Ce sont notamment ces faits d’espèce qui ont amené l’Union européenne, dès 2022, à prendre des mesures importantes en la matière, à savoir : prévoir un règlement sur les pratiques anticoncurrentielles inhérent au domaine numérique. Ce règlement a pris la forme du Digital Markets Act (aussi connu sous le sigle DMA) dont nous avions déjà discuté à l’occasion d’un précédent article.


Qu’en est-il de la seconde affaire impliquant Apple ? 

La société Apple a été en mesure de profiter de deux rescrits fiscaux entre 1991 et 2004, ces derniers ayant « artificiellement réduit les impôts » qu’elle a été contrainte de s’acquitter en Irlande. La Commission européenne avait pu s’en émouvoir et celle-ci considéra en 2016, par une décision, que la société a profité d’une mauvaise application des règles d’imposition irlandaises. 

Ces « arrangements fiscaux » qualifiés d’« agressifs » par la Commission européenne sont en vérité constitutifs d’aides d’Etat déguisées selon l’institution. Or ces aides d’Etat, en droit de la concurrence de l’Union européenne, sont considérées comme compromettant la concurrence sur le marché européen. Sous ce rapport, la Cour de justice de l’Union européenne a retenu que l’Irlande ayant accordé « une aide illégale » à la société Apple, cet Etat est maintenant contraint de procéder à la récupération de cette aide injustement, illégalement attribuée. 

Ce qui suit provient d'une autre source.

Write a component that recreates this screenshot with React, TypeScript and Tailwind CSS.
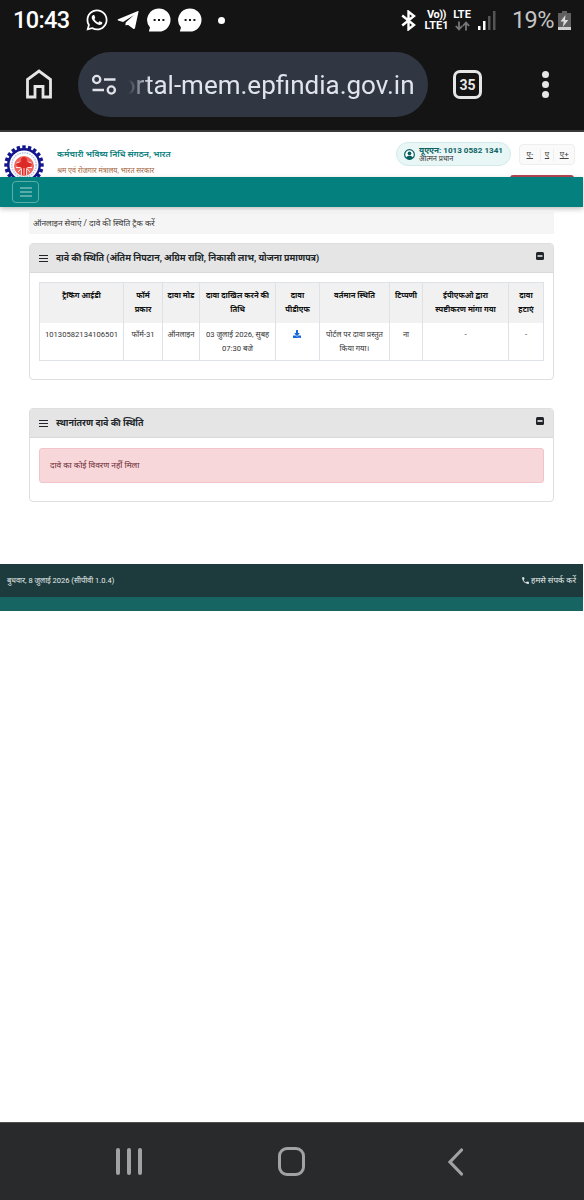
import type { ReactNode } from "react";
import { FaWhatsapp, FaDownload } from "react-icons/fa";
import { MdPhone } from "react-icons/md";

function Bubble({ className }: { className: string }) {
  return (
    <svg viewBox="0 0 24 24" className={`size-6 shrink-0 ${className}`}>
      <path d="M12 .5a11.5 11.5 0 1 1 0 23H2.6c-.6 0-.8-.6-.5-1l.9-3A11.5 11.5 0 0 1 12 .5Z" fill="#fff" />
      <g fill="#141414">
        <rect x="6.6" y="11" width="2" height="2" />
        <rect x="11" y="11" width="2" height="2" />
        <rect x="15.4" y="11" width="2" height="2" />
      </g>
    </svg>
  );
}

function StatusBar() {
  return (
    <div className="flex h-10 items-center overflow-hidden whitespace-nowrap text-white">
      <span className="ml-[13px] w-[57px] pt-[2px] text-[23.5px] font-medium tracking-[-0.6px]">10:43</span>
      <FaWhatsapp className="ml-[15px] size-[24px] shrink-0" />
      <svg viewBox="0 0 21 18" className="ml-2 h-[18px] w-[22px] shrink-0">
        <path d="M20.500 0 .6 8.300c-.7.3-.7 1 0 1.200L5.600 11 16.500 4 8.200 11.600l-.3 2.700 2.800-.2 5 3.600c.9.500 1.500.2 1.800-.8L21 .7c.1-.5-.1-.8-.5-.7Z" fill="#fff" />
      </svg>
      <Bubble className="ml-2" />
      <Bubble className="ml-[7px]" />
      <span className="ml-4 size-[7px] shrink-0 rounded-full bg-white" />
      <svg viewBox="0 0 15 21" className="ml-[176px] h-[21px] w-[15px] shrink-0" fill="none" stroke="#fff" strokeWidth="2.400">
        <path d="M1.200 5.500 13 15l-5.500 4.300V1.700L13 6 1.200 15.500" />
      </svg>
      <div className="ml-[8px] flex w-[25px] flex-col items-center text-[11px] leading-[11px] font-bold">
        <span className="tracking-[-0.5px]">Vo))</span>
        <span>LTE1</span>
      </div>
      <div className="ml-[3px] flex w-5 flex-col items-center">
        <span className="text-[11px] leading-[11px] font-bold">LTE</span>
        <svg viewBox="0 0 15 10" className="mt-px h-[10px] w-[15px]" fill="none" stroke="#777" strokeWidth="1.800">
          <path d="M4 .5v7.500M.8 5 4 8.400 7.200 5M11 9.500V2M7.800 5 11 1.600 14.200 5" />
        </svg>
      </div>
      <svg viewBox="0 0 18 19" className="ml-[6px] h-[19px] w-[18px] shrink-0">
        <rect x="0" y="15" width="2.500" height="4" fill="#fff" />
        <rect x="5" y="10" width="2.500" height="9" fill="#fff" />
        <rect x="10" y="5" width="2.500" height="14" fill="#555" />
        <rect x="15" y="0" width="2.500" height="19" fill="#555" />
      </svg>
      <span className="ml-[16px] w-[43px] pt-[2px] text-[23.5px] tracking-[-0.6px] text-[#c4c4c4]">19%</span>
      <svg viewBox="0 0 13 19" className="ml-[3px] h-[19px] w-[13px] shrink-0">
        <path d="M4 0h5v2h4v17H0V2h4Z" fill="#606060" />
        <path d="M0 16h13v3H0Z" fill="#d0d0d0" />
        <path d="M7.500 4 2.500 10.500h3.200L4.800 16l5.500-7H7Z" fill="#ddd" />
      </svg>
    </div>
  );
}

function BrowserBar() {
  return (
    <div className="flex h-[90px] items-start pt-3">
      <svg viewBox="0 0 26 30" className="mt-[17px] ml-[26px] h-[30px] w-[26px] shrink-0" fill="none" stroke="#e6e6e6" strokeWidth="2.800">
        <path d="M1.500 28V10.500L13 2l11.500 8.500V28H17V17.500H9V28Z" />
      </svg>
      <div className="ml-[26px] flex h-[65px] w-[350px] shrink-0 items-center rounded-full bg-[#303642]">
        <svg viewBox="0 0 24 22" className="ml-[14px] h-[22px] w-6 shrink-0" fill="none" stroke="#e0e2e8" strokeWidth="2.300">
          <circle cx="4.700" cy="5.500" r="3.600" />
          <path d="M12 5.500h11.500M.5 16H12" />
          <circle cx="19.300" cy="16" r="3.600" />
        </svg>
        <div className="flex w-[298.5px] justify-end pt-[2px] text-[26px] whitespace-nowrap text-[#e1e4ec] [mask-image:linear-gradient(to_right,transparent_12px,black_34px)]">
          ortal-mem.epfindia.gov.in
        </div>
      </div>
      <div className="mt-[18px] ml-[25px] flex size-[29px] shrink-0 items-center justify-center rounded-[7px] border-[3px] border-[#e6e6e6] pt-px text-[14px] font-bold text-[#e6e6e6]">
        35
      </div>
      <div className="mt-[19px] ml-[60px] flex flex-col gap-[3px]">
        <span className="size-[7px] rounded-full bg-[#e6e6e6]" />
        <span className="size-[7px] rounded-full bg-[#e6e6e6]" />
        <span className="size-[7px] rounded-full bg-[#e6e6e6]" />
      </div>
    </div>
  );
}

const teeth = Array.from({ length: 20 }, (_, i) => i * 18);

function Logo() {
  return (
    <svg viewBox="0 0 40 40" className="mt-[13px] ml-1 size-10 shrink-0">
      <g fill="#15158c">
        {teeth.map((a) => (
          <rect key={a} x="18.300" y="0.300" width="3.400" height="5" transform={`rotate(${a} 20 20)`} />
        ))}
      </g>
      <circle cx="20" cy="20" r="15.700" fill="#fff" stroke="#15158c" strokeWidth="2.400" />
      <circle cx="20" cy="20" r="12.200" fill="none" stroke="#b4c3e6" strokeWidth="1.600" strokeDasharray="1.500 1" />
      <circle cx="20" cy="21" r="10" fill="#f0655f" />
      <g fill="#dc2a26">
        <circle cx="20" cy="15" r="3" />
        <path d="M12 19c3-3 13-3 16 0l-2 3H14ZM17.500 21h5v9h-5Z" />
      </g>
      <g stroke="#fff" strokeWidth="0.800" fill="none">
        <path d="M12 22.500h4.500M23.500 22.500H28M14 27l3.500-4M26 27l-3.500-4M17.500 30v-6M22.500 30v-6M20 23v7M12.500 18l3-1M27.500 18l-3-1" />
      </g>
    </svg>
  );
}

function UserIcon() {
  return (
    <svg viewBox="0 0 12 12" className="ml-[7px] size-[11px] shrink-0">
      <circle cx="6" cy="6" r="5.300" fill="#fff" stroke="#075e5e" strokeWidth="1.300" />
      <circle cx="6" cy="4.700" r="2" fill="#075e5e" />
      <path d="M2.200 9.500C3 7.800 4.400 7.400 6 7.400s3 .4 3.800 2.100A5.300 5.300 0 0 1 6 11.300a5.300 5.300 0 0 1-3.800-1.800Z" fill="#075e5e" />
    </svg>
  );
}

function SiteHeader() {
  return (
    <header className="flex h-[45px] items-start overflow-hidden whitespace-nowrap">
      <Logo />
      <div className="ml-[13px] w-[339px] shrink-0 pt-[14px]">
        <div className="text-[8.550px] leading-[17px] font-semibold text-[#067d7c]">कर्मचारी भविष्य निधि संगठन, भारत</div>
        <div className="text-[7.150px] leading-[16px] text-[#a4643c]">श्रम एवं रोजगार मंत्रालय, भारत सरकार</div>
      </div>
      <div className="mt-[10px] flex h-6 w-[115px] shrink-0 items-center rounded-full border border-[#d3eaea] bg-[#e9f6f6]">
        <UserIcon />
        <div className="ml-[4px]">
          <div className="text-[8.100px] leading-[9px] font-bold text-[#0b6262]">यूएएन: 1013 0582 1341</div>
          <div className="text-[7.300px] leading-[8px] text-[#333]">आत्मन प्रधान</div>
        </div>
      </div>
      <div className="w-[73px] shrink-0">
        <div className="mt-3 ml-2 flex h-[21px] w-[56px] items-center rounded border border-[#eee] bg-[#fafafa] text-[8px] text-[#444]">
          <span className="w-5 text-center underline">ए-</span>
          <span className="w-[15px] border-x border-[#eee] text-center underline">ए</span>
          <span className="w-5 text-center underline">ए+</span>
        </div>
        <div className="mt-[10px] -ml-px h-3 w-[64px] rounded-[3px] bg-[#b34753]" />
      </div>
    </header>
  );
}

function Bars({ className }: { className: string }) {
  return (
    <svg viewBox="0 0 12 12" className={className} stroke="currentColor" strokeWidth="1.500">
      <path d="M0 2h12M0 6h12M0 10h12" />
    </svg>
  );
}

function Panel({ title, height, children }: { title: string; height: string; children: ReactNode }) {
  return (
    <section className={`ml-[29px] w-[525px] overflow-hidden rounded-[4px] border border-[#dedede] bg-white ${height}`}>
      <div className="flex h-[29px] items-center border-b border-[#d9d9d9] bg-[#e5e5e5] pl-[9px] whitespace-nowrap text-[#212529]">
        <Bars className="size-[9px]" />
        <h2 className="ml-[8px] w-[472px] pt-[2px] text-[8.930px] font-bold">{title}</h2>
        <svg viewBox="0 0 8 8" className="mt-[-5px] ml-[8px] size-2">
          <rect width="8" height="8" rx="1.500" fill="#212529" />
          <path d="M1.500 4h5" stroke="#fff" strokeWidth="1.400" />
        </svg>
      </div>
      {children}
    </section>
  );
}

const columns: { head: string[]; cell: ReactNode[] }[] = [
  { head: ["ट्रैकिंग आईडी"], cell: ["10130582134106501"] },
  { head: ["फॉर्म", "प्रकार"], cell: ["फॉर्म-31"] },
  { head: ["दावा मोड"], cell: ["ऑनलाइन"] },
  { head: ["दावा दाखिल करने की", "तिथि"], cell: ["03 जुलाई 2026, सुबह", "07:30 बजे"] },
  { head: ["दावा", "पीडीएफ"], cell: [<FaDownload key="d" className="mx-auto mt-[2px] -ml-px size-[8px] text-[#1668d8]" />] },
  { head: ["वर्तमान स्थिति"], cell: ["पोर्टल पर दावा प्रस्तुत", "किया गया।"] },
  { head: ["टिप्पणी"], cell: ["ना"] },
  { head: ["ईपीएफओ द्वारा", "स्पष्टीकरण मांगा गया"], cell: ["-"] },
  { head: ["दावा", "हटाएं"], cell: ["-"] },
];

function ClaimsTable() {
  return (
    <div className="mt-[9px] ml-[9px] grid w-[505px] grid-cols-[84px_39px_37px_76px_44px_70px_33px_86px_35px] grid-rows-[40px_38px] border-t border-l border-[#dee2e6] text-center whitespace-nowrap">
      {columns.map((c, i) => (
        <div key={`h${i}`} className="flex flex-col items-center border-r border-[#dee2e6] bg-[#f1f1f1] pt-[6px] text-[7.650px] leading-[14px] font-bold text-[#111]">
          {c.head.map((line) => (
            <div key={line}>{line}</div>
          ))}
        </div>
      ))}
      {columns.map((c, i) => (
        <div key={`c${i}`} className="flex flex-col items-center border-r border-b border-[#dee2e6] pt-[5px] text-[7.650px] leading-[13.500px] text-[#333]">
          {c.cell.map((line, j) => (
            <div key={j}>{line}</div>
          ))}
        </div>
      ))}
    </div>
  );
}

export default function App() {
  return (
    <div className="flex h-[1200px] w-[584px] flex-col overflow-hidden bg-white font-[Roboto,'Noto_Sans','Noto_Sans_Devanagari',sans-serif]">
      <div className="h-[132px] shrink-0 border-b-2 border-[#3a3a3c] bg-[#141414]">
        <StatusBar />
        <BrowserBar />
      </div>
      <SiteHeader />
      <nav className="relative flex h-[30px] w-[583px] shrink-0 bg-[#04817f] shadow-[0_2px_5px_rgba(0,0,0,0.25)]">
        <button className="mt-[4px] ml-3 flex h-[22px] w-[27px] items-center justify-center rounded-[4px] border border-[#5bacab] text-[#75b9b8]">
          <Bars className="h-3 w-3" />
        </button>
      </nav>
      <div className="mt-[5px] ml-[29px] flex h-[22px] w-[525px] shrink-0 items-center bg-[#f5f5f5] pl-1 text-[8.300px] whitespace-nowrap text-[#333]">
        ऑनलाइन सेवाएं / दावे की स्थिति ट्रैक करें
      </div>
      <main className="mt-[9px] h-[321px] shrink-0">
        <Panel title="दावे की स्थिति (अंतिम निपटान, अग्रिम राशि, निकासी लाभ, योजना प्रमाणपत्र)" height="h-[137px]">
          <ClaimsTable />
        </Panel>
        <div className="h-[28px]" />
        <Panel title="स्थानांतरण दावे की स्थिति" height="h-[94px]">
          <div className="mt-[10px] ml-[9px] flex h-[35px] w-[505px] items-center rounded-[3px] border border-[#f1c4ca] bg-[#f7d7da] pl-[10px] text-[8.300px] whitespace-nowrap text-[#6b2830]">
            दावे का कोई विवरण नहीं मिला
          </div>
        </Panel>
      </main>
      <footer className="h-[47px] w-[583px] shrink-0 bg-[#176563]">
        <div className="flex h-[33px] items-center justify-between bg-[#1d3b3c] px-[7px] text-[7.500px] whitespace-nowrap text-[#e8eeee]">
          <span>बुधवार, 8 जुलाई 2026 (सीपीवी 1.0.4)</span>
          <span className="flex items-center gap-px text-[8.200px]">
            <MdPhone className="size-[9px]" />
            हमसे संपर्क करें
          </span>
        </div>
      </footer>
      <div className="mt-auto flex h-[78px] shrink-0 items-center border-t border-[#505052] bg-[#292a2c]">
        <div className="ml-[116px] flex h-[27px] w-[26px] justify-between">
          <span className="w-1 rounded-full bg-[#a2a2a4]" />
          <span className="w-1 rounded-full bg-[#a2a2a4]" />
          <span className="w-1 rounded-full bg-[#a2a2a4]" />
        </div>
        <div className="ml-[136px] h-[29px] w-[27px] rounded-[9px] border-[3px] border-[#a2a2a4]" />
        <svg viewBox="0 0 16 28" className="ml-[142px] h-7 w-4" fill="none" stroke="#a2a2a4" strokeWidth="3.200" strokeLinecap="round">
          <path d="M14.500 2 3 14l11.500 12" />
        </svg>
      </div>
    </div>
  );
}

Cette décision intervient alors même qu’en 2020, le Tribunal de l’Union européenne s’était opposé aux considérations avancées par la Commission européenne dans cette affaire. Qu’à cela ne tienne, la CJUE valida in fine le raisonnement tenu par l’institution européenne. Notons finalement que l’Irlande a modifié les règles nationales d’imposition des entreprises qui sont présentes sur son territoire : il ne saurait donc plus exister de tels faits d’espèce pour l’avenir.